Spinning at home this winter inspired me to learn how to tune up my actual bike, which due to consecutive flats and moving around had languished, first in my parents’ garage, and then in the basement of our house. The last time I rode it regularly was five years ago, a time I look back on fondly. I was finishing See You in the Cosmos, riding to the gym in the afternoons, and about to go trekking in the Himalayas, not knowing if I’d even come back to Detroit when it was over. It was, for all its uncertainty, a happy time.
This week I started on what looks to be (knock on wood) the last major draft of the new book. On Saturday, Julia and I took our bikes to Eastern Market to get a few things for dinner; today we went to a local bakery for coffee and a brownie and happened upon a thrift store operating out of a pair of shipping containers. On the way back, we rode by a friend’s house and found them outside planting bok choy and adding trellises to their garden. We stopped to say hello and made vague plans for outdoor activities – a happy weekend.
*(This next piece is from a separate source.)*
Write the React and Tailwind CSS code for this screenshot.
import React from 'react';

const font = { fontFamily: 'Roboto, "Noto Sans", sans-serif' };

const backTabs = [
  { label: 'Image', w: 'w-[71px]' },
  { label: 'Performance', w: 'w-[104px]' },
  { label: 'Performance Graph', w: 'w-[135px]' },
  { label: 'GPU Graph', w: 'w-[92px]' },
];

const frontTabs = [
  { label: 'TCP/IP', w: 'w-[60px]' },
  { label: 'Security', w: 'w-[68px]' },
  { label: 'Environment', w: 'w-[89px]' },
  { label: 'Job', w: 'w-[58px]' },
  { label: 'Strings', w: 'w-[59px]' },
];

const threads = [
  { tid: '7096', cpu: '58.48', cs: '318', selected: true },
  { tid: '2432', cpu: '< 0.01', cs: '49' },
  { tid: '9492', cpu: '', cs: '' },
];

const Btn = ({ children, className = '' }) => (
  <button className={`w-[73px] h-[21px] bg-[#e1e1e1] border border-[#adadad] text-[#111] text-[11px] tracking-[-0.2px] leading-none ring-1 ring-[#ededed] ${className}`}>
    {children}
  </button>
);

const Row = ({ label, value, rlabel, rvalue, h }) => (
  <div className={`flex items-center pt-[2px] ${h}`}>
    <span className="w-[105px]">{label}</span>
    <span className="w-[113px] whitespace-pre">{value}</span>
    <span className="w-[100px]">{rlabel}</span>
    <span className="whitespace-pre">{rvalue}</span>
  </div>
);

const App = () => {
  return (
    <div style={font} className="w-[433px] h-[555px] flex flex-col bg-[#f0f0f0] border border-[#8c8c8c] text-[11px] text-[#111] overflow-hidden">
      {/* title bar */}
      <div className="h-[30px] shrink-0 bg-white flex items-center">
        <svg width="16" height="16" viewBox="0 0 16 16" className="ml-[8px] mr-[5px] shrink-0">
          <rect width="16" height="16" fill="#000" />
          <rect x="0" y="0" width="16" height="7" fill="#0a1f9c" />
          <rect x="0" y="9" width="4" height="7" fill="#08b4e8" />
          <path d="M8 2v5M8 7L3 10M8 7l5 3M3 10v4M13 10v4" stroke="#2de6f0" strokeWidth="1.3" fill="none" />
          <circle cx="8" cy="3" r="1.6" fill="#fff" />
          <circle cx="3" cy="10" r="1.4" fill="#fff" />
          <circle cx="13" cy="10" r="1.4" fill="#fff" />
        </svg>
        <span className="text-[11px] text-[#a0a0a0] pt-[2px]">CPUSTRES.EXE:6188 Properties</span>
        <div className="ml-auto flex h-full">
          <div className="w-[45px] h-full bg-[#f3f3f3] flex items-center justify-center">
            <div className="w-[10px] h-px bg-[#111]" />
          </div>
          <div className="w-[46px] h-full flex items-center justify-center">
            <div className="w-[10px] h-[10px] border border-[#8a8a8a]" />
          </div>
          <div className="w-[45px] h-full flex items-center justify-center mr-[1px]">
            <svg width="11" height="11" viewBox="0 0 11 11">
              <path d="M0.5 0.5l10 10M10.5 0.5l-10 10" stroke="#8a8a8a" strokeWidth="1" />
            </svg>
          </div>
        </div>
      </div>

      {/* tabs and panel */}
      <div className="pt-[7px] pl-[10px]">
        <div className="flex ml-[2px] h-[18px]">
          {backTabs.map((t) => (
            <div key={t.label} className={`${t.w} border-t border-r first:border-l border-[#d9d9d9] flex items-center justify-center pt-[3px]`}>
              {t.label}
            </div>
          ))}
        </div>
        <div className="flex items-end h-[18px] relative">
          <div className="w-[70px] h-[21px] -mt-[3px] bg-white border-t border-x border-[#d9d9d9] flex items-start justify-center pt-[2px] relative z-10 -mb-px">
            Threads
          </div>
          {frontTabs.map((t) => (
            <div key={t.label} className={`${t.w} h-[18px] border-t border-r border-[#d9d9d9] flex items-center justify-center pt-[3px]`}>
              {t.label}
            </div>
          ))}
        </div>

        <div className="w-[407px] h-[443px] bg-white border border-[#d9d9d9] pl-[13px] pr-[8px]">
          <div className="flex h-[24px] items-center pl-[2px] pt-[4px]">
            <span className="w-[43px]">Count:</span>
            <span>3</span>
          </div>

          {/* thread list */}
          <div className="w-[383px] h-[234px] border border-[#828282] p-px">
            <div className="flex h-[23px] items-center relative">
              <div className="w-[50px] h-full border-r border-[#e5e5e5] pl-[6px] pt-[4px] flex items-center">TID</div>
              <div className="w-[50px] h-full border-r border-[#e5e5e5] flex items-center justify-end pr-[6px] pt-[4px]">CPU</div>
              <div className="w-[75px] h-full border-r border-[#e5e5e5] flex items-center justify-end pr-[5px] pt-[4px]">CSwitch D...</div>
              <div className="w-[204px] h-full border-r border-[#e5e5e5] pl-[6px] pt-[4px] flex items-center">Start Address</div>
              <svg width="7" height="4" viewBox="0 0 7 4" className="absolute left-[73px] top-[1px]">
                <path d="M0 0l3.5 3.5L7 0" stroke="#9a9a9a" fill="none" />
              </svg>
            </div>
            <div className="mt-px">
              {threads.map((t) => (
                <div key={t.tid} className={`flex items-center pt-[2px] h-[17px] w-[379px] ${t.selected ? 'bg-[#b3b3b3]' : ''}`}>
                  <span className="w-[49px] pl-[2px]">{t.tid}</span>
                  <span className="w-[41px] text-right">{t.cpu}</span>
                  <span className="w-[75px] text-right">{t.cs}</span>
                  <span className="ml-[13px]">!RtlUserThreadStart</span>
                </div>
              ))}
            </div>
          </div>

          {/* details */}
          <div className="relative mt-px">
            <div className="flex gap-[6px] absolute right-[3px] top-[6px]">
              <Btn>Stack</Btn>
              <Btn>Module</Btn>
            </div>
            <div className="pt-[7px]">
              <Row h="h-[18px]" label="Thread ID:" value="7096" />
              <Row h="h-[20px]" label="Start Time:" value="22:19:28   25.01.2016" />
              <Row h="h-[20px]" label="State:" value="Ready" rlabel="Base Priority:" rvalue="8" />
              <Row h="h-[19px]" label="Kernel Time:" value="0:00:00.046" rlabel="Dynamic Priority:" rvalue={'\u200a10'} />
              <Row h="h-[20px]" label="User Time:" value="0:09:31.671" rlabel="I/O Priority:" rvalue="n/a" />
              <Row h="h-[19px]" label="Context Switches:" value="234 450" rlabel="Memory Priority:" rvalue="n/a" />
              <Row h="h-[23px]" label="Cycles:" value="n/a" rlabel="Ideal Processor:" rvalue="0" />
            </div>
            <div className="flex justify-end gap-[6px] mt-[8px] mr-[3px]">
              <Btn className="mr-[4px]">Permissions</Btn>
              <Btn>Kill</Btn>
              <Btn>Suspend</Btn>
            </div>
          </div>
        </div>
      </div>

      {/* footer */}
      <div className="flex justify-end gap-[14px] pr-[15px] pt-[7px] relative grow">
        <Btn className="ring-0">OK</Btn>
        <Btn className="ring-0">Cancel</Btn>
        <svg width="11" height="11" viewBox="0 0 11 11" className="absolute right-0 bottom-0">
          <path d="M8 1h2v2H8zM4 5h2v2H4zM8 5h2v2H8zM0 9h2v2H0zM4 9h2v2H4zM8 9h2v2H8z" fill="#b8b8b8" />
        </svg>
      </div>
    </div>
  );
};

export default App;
I can’t say I intentionally tried to recreate the conditions of five years ago (or even thought to). But I’m recognizing this rhyme in my personal history, and I’m grateful. The Oscars are in the background as I type, and Chloe Zhao just won the award for Best Director. In her acceptance speech she’s quoting the opening lines of a Chinese Three-Character Classic: 人之初, 性本善 – “People at birth, are fundamentally good.”
As you might know, I’m quite fond of the form. And the lines seem to sparkle with exactly the kind of buoyant hope I’ve felt this week. If there was once goodness, then it follows that there still is goodness, to be found, somewhere, underneath.